The shrine opens at 6:00 AM and closes at midnight, so you have a wide window to visit at whatever pace suits you.
If you want a goshuin (an ink stamp in a special booklet as a keepsake of your visit), the shrine office charges ¥500 — a small, optional cost that’s very much worth it.
In 1703, a young courtesan named Ohatsu and her merchant lover Tokubei died together on the shrine’s grounds — unable to be together in life, they chose not to be apart in death.
The playwright Chikamatsu Monzaemon turned their story into a bunraku puppet play,
The Love Suicides at Sonezaki, which became a cultural phenomenon overnight.
The shrine has been a pilgrimage site for lovers ever since, which explains the dense clusters of ema wishing plaques you’ll see on every visit.
The easiest route is to take the Osaka Metro Tanimachi Line to Higashi-Umeda Station (Exit 7) — from there it’s roughly a 3 to 4 minute walk.
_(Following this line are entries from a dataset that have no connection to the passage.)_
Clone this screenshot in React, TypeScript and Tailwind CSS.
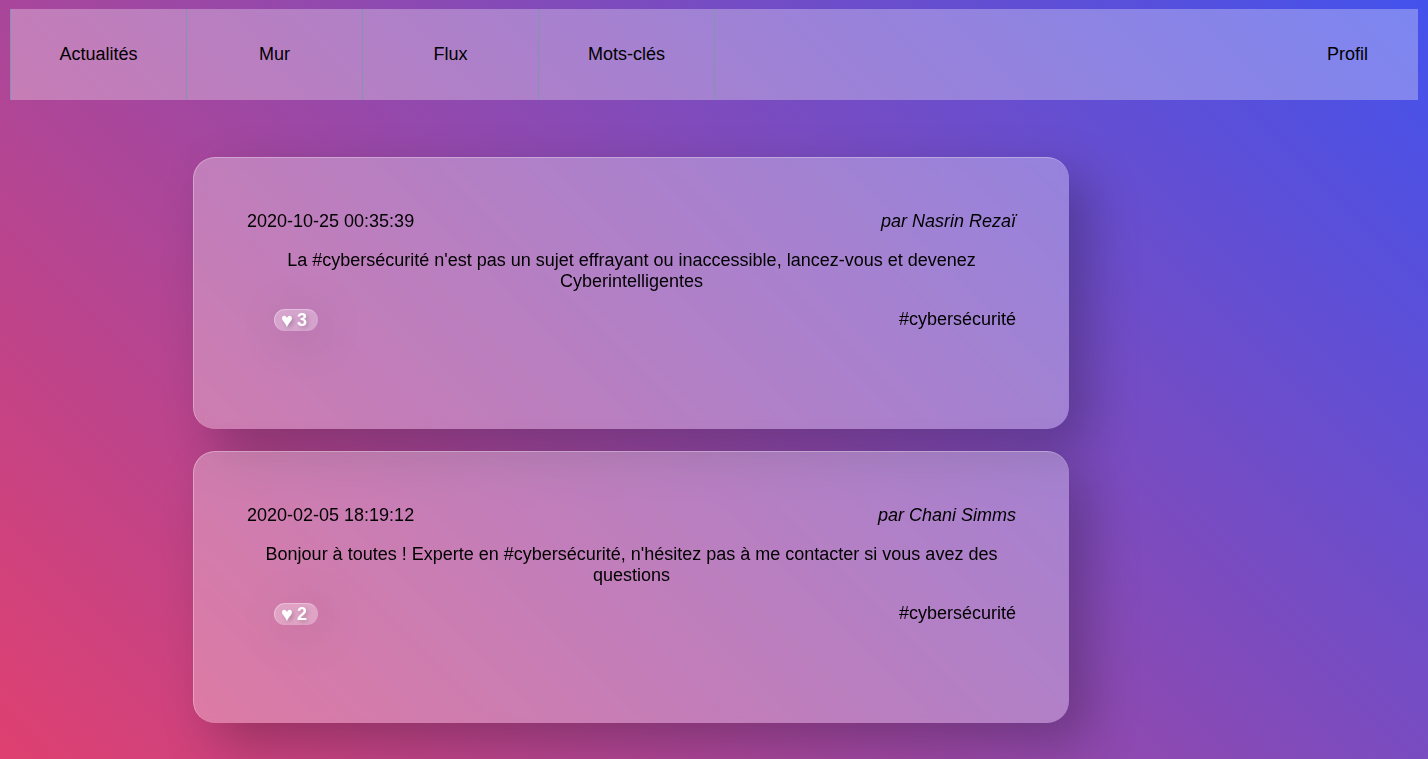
type Post = {
  id: number;
  date: string;
  author: string;
  message: string;
  likes: number;
  tag: string;
};

const links = ["Actualités", "Mur", "Flux", "Mots-clés"];

const posts: Post[] = [
  {
    id: 1,
    date: "2020-10-25 00:35:39",
    author: "Nasrin Rezaï",
    message:
      "La #cybersécurité n'est pas un sujet effrayant ou inaccessible, lancez-vous et devenez Cyberintelligentes",
    likes: 3,
    tag: "#cybersécurité",
  },
  {
    id: 2,
    date: "2020-02-05 18:19:12",
    author: "Chani Simms",
    message:
      "Bonjour à toutes ! Experte en #cybersécurité, n'hésitez pas à me contacter si vous avez des questions",
    likes: 2,
    tag: "#cybersécurité",
  },
];

function NavBar() {
  return (
    <nav className="mx-[10px] flex h-[91px] bg-white/30">
      {links.map((label) => (
        <a
          key={label}
          href="#"
          className="flex w-[176px] items-center justify-center border-l border-[#8394b0]"
        >
          {label}
        </a>
      ))}
      <div className="flex grow justify-end border-l border-[#8394b0]">
        <a href="#" className="flex items-center px-[50px]">
          Profil
        </a>
      </div>
    </nav>
  );
}

function PostCard({ post }: { post: Post }) {
  return (
    <article className="rounded-[22px] border-t border-l border-white/30 bg-white/30 px-[53px] pt-[53px] pb-[98px] shadow-[20px_20px_50px_rgba(0,0,0,0.25)] backdrop-blur-[5px]">
      <header className="flex justify-between">
        <time>{post.date}</time>
        <em>par {post.author}</em>
      </header>
      <p className="mt-[18px] text-center">{post.message}</p>
      <footer className="mt-[17px] flex items-start justify-between">
        <button
          type="button"
          aria-label={`J'aime ${post.likes}`}
          className="ml-[27px] flex h-[22px] w-[44px] items-center gap-1 rounded-full border-t border-l border-white/30 bg-white/30 pl-1.5 font-bold text-white shadow-[6px_6px_50px_rgba(0,0,0,0.15)] [text-shadow:2px_2px_4px_rgba(0,0,0,0.2)]"
        >
          <span className="text-[20px]">♥</span>
          <span>{post.likes}</span>
        </button>
        <a href="#">{post.tag}</a>
      </footer>
    </article>
  );
}

export default function App() {
  return (
    <div className="min-h-screen bg-[linear-gradient(45deg,#df4070,#4352ec)] pt-[9px] pb-9 font-['Liberation_Sans',Arial,sans-serif] text-[18px] leading-[21px] text-black">
      <NavBar />
      <main className="mt-[57px] grid grid-cols-[193fr_876fr_359fr]">
        <section className="col-start-2 flex flex-col gap-[22px]">
          {posts.map((post) => (
            <PostCard key={post.id} post={post} />
          ))}
        </section>
      </main>
    </div>
  );
}
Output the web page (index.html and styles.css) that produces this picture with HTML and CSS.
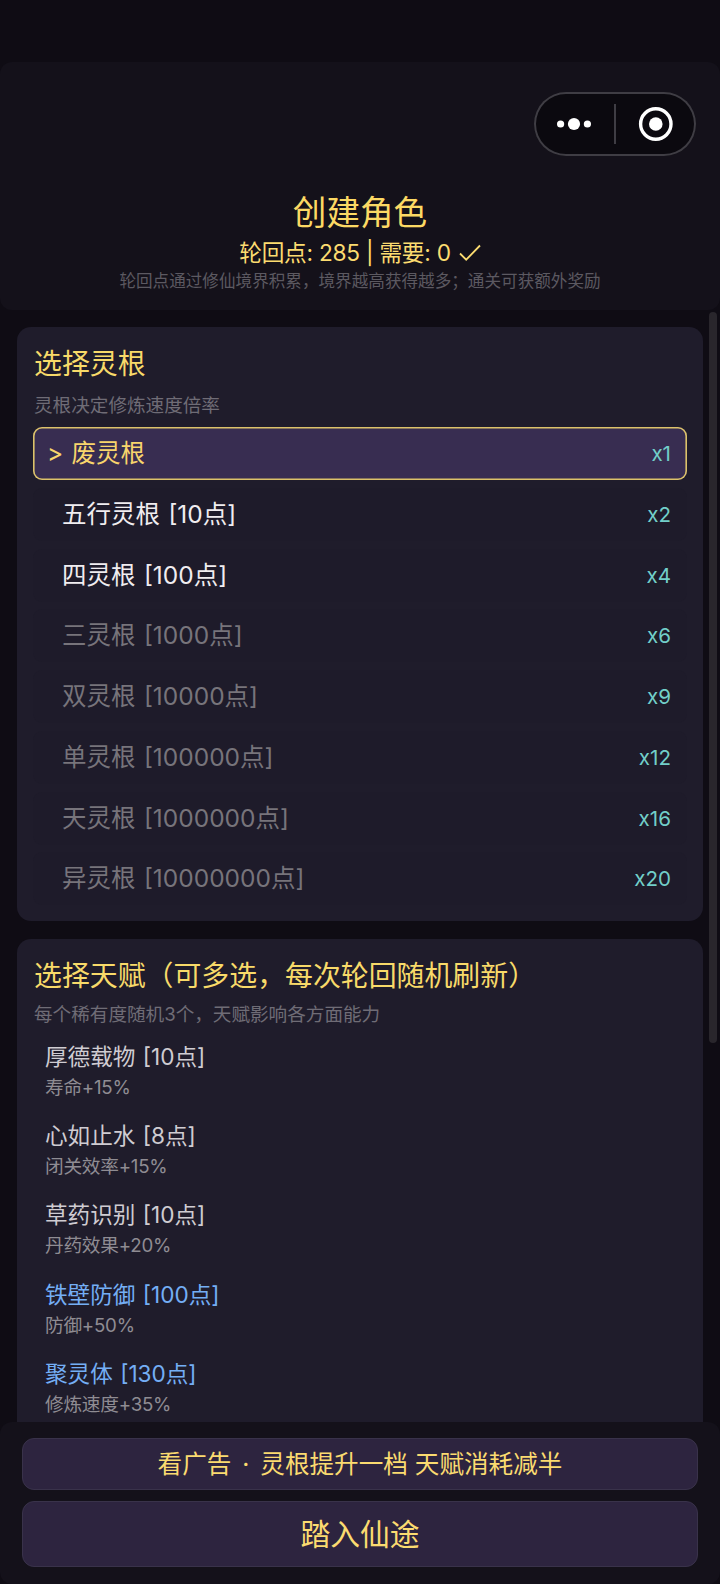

If you’re already at Osaka (JR) or Umeda Station, just head south along Ohatsu Tenjin-dori Shopping Street; you’ll see the torii gate at the end in about 8 to 10 minutes on foot.
The covered arcade leading to the shrine is easy to navigate even if it’s raining.
Editor's Review
Ohatsu Tenjin punches well above its physical size.
The grounds are compact — you could walk through in ten minutes — but the layered history, the sheer density of wishes on those ema plaques, and the surprisingly atmospheric evening lighting keep you longer than you expect.
It’s not a grand, sweeping shrine; it’s an intimate one, which is exactly the point.
The location inside Umeda’s urban grid is both its charm and its limitation: city noise bleeds in, and on weekends it can feel crowded for such a small space.
It suits couples, solo wanderers with an interest in Japanese literary history, and anyone who wants a genuine cultural pause between Umeda’s shopping streets.
Come on a weekday morning for the best experience, or on the first Friday of the month when the flea market adds a whole other dimension.